Uma página na luz
Não desenhamos
Somos desenhados
Não escrevemos
Somos escritos
Somos algo entre a luz
E a superfície do mundo
Somos uma espécie
De filme revelado
Poema do livro Mulher do Interior
Quis o destino que eu lesse dois livros ao mesmo tempo – O Leitor como Metáfora, de Alberto Manguel, e Mulher do Interior, segunda obra que trago para a Coluna Leia Mulheres, de Denise Ramos Gonçalves. Lembrei-me da autora, mesmo sem conhecê-la pessoalmente, nas passagens em que Manguel compara os leitores a viajantes. Ao se inscrever para esse projeto, a autora informou que “ já residiu em sete cidades, passando por estados como Minas Gerais e São Paulo, além de países como França e Chile, onde vive atualmente.” Ouso uma divagação, à partir do livro irretocável do autor argentino: escritores andarilhos guiam os leitores por sua cartografia literária, sentam-se ao seu lado para apreciarem, outra vez, a vista que passa ou permanecem em seus portos, em delicada despedida, vendo-nos partir para desbravar, sozinhos, os caminhos já trilhados que se farão intocados e misteriosos, a cada leitura? A conversa assíncrona entre autor e leitor é um encanto que me inquieta e A Mulher do Interior só revelou meu destino em suas últimas páginas.
A princípio, o título me aguçou: as paisagens interioranas evocam em mim uma melancolia e um desamparo dos quais nunca escapo. Há sempre uma atmosfera de retorno, de regaço, quando penso em varais cheios de roupa ao sol, quando escuto os sons de quintais da infância, quando aflora a memória dos cheiros simples de comida boa e caseira. Lembranças do que não vivi, mas que me acompanham. Na capa, os detalhes que sempre observo: cores fortes do céu? De terra batida? Das mãos que se encharcam na água do tanque e se secam ao vapor do fogão? Quantos interiores levamos, feito bordados habilidosos, dentro de nós, por onde quer que nos arrisquemos, ao longo da vida?

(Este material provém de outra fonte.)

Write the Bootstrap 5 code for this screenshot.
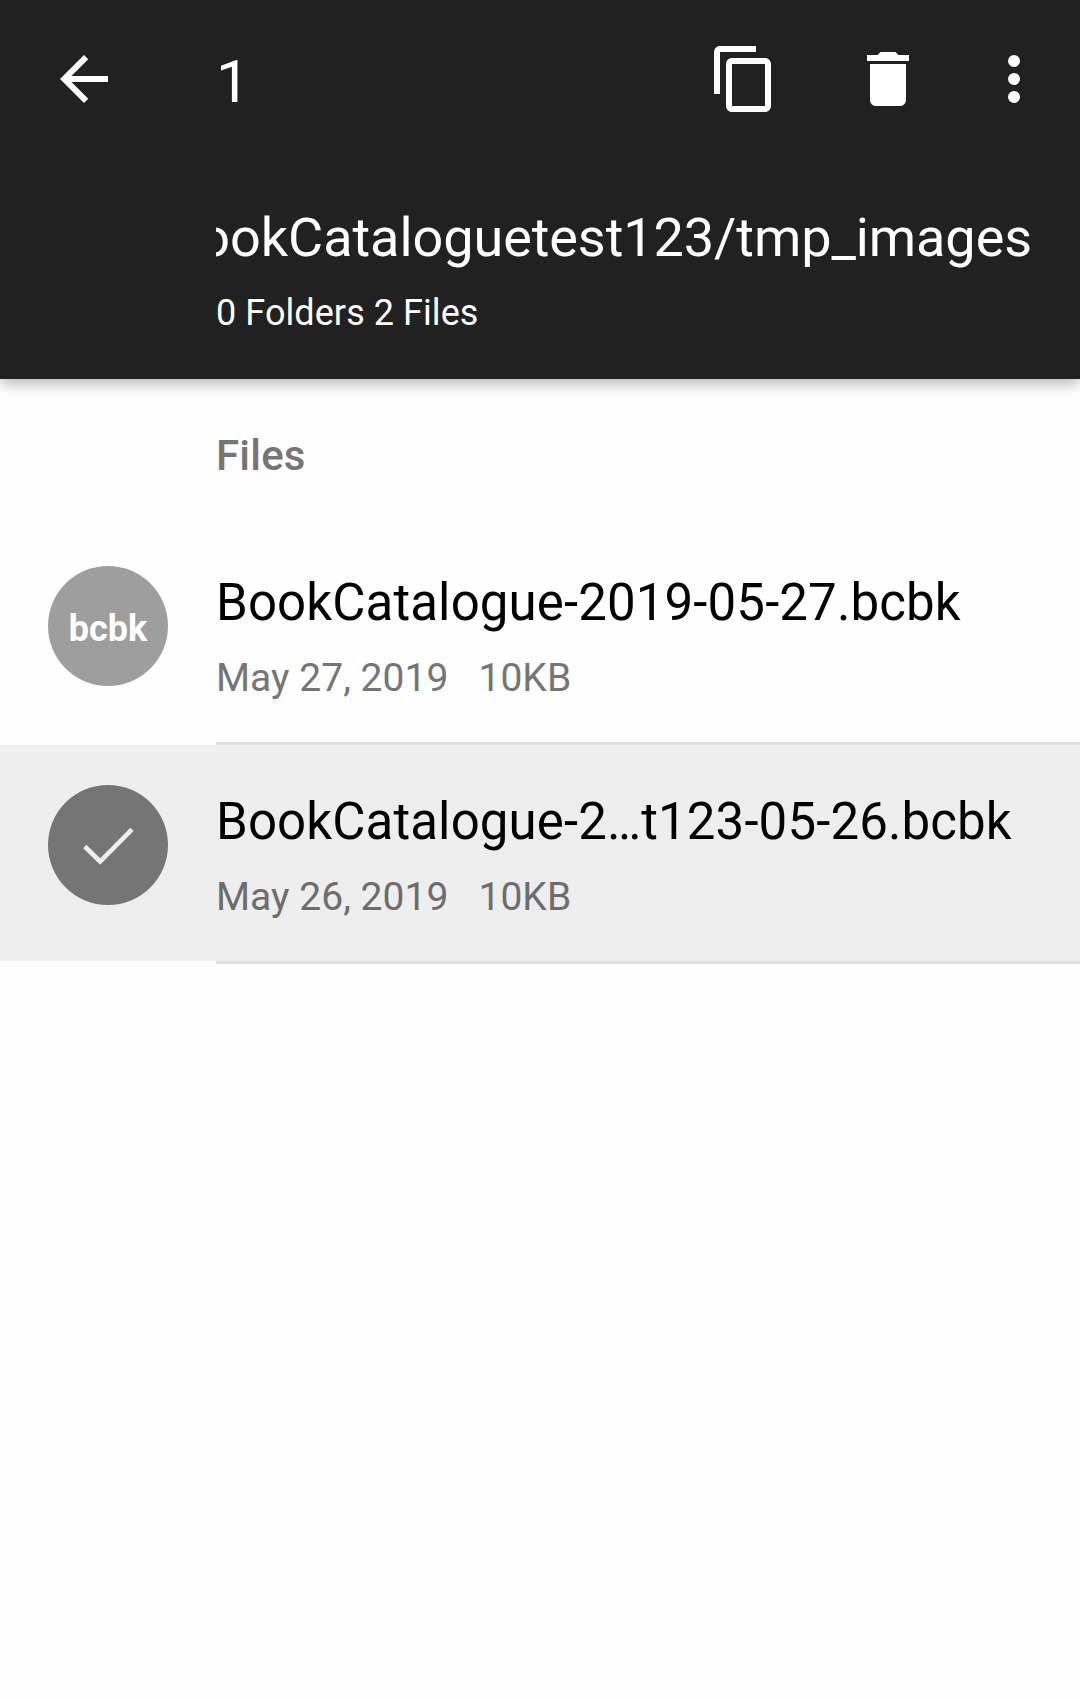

A mulher do interior é Denise, sou eu, somos todas nós. Ela está em todo lugar. Aos poucos, página por página, os poemas me revelaram o que se escondia depois de cada curva sinuosa das estradas que imaginei agrestes, debaixo de cada sombra fresca, nas entrelinhas dos versos, no subtexto sugerido pelas mãos que se escrevem: caminhamos em círculos – sejam eles pequenos e breves, como um passeio vespertino sucedido pelo retorno ao lar, ou amplos e abrangentes, almejando abraçar o mundo, adiando o reencontro com tudo que veio antes, mas que nunca nos deixou.
Dentro de cada mulher, pulsa um interior que transborda vida – o fio invisível da ancestralidade, da semente que fomos e da que geramos e fazemos florescer. A beleza está nos detalhes que deixamos escapar, quando vemos paisagens e pessoas pela primeira vez. Reencantar o que foi visto, reler o que foi lido, revisitar o que é costumeiro. É chegado o momento de perdoar o tempo, pois sem ele não somos capazes de nos reconhecer. De respondermos, com simplicidade, à insistente pergunta: de onde viemos? – De dentro de uma mulher. De sorrirmos ao entendermos para onde vamos: para o interior de nós mesmas.
Sobre o Livro: As mudanças de rota, somadas à participação em laboratórios de escrita criativa, impulsionaram a produção dos poemas. A escrita, que começou coletiva, com saraus e rodas de leitura, se tornou um hábito, somada à pintura, ao desenho e ao teatro, outras paixões antigas. Os poemas, acompanhados de 11 ilustrações, mapeiam o nomadismo de “guria”, aluna do Colégio Estadual do Paraná, vizinha do Largo da Ordem em Curitiba, à mulher que experimenta linguagens, migra e não volta, a não ser pela memória e pelo afeto. Os versos brincam com coisas do cotidiano e versam sobre a angústia do crescimento de si, da visão política e de mundo.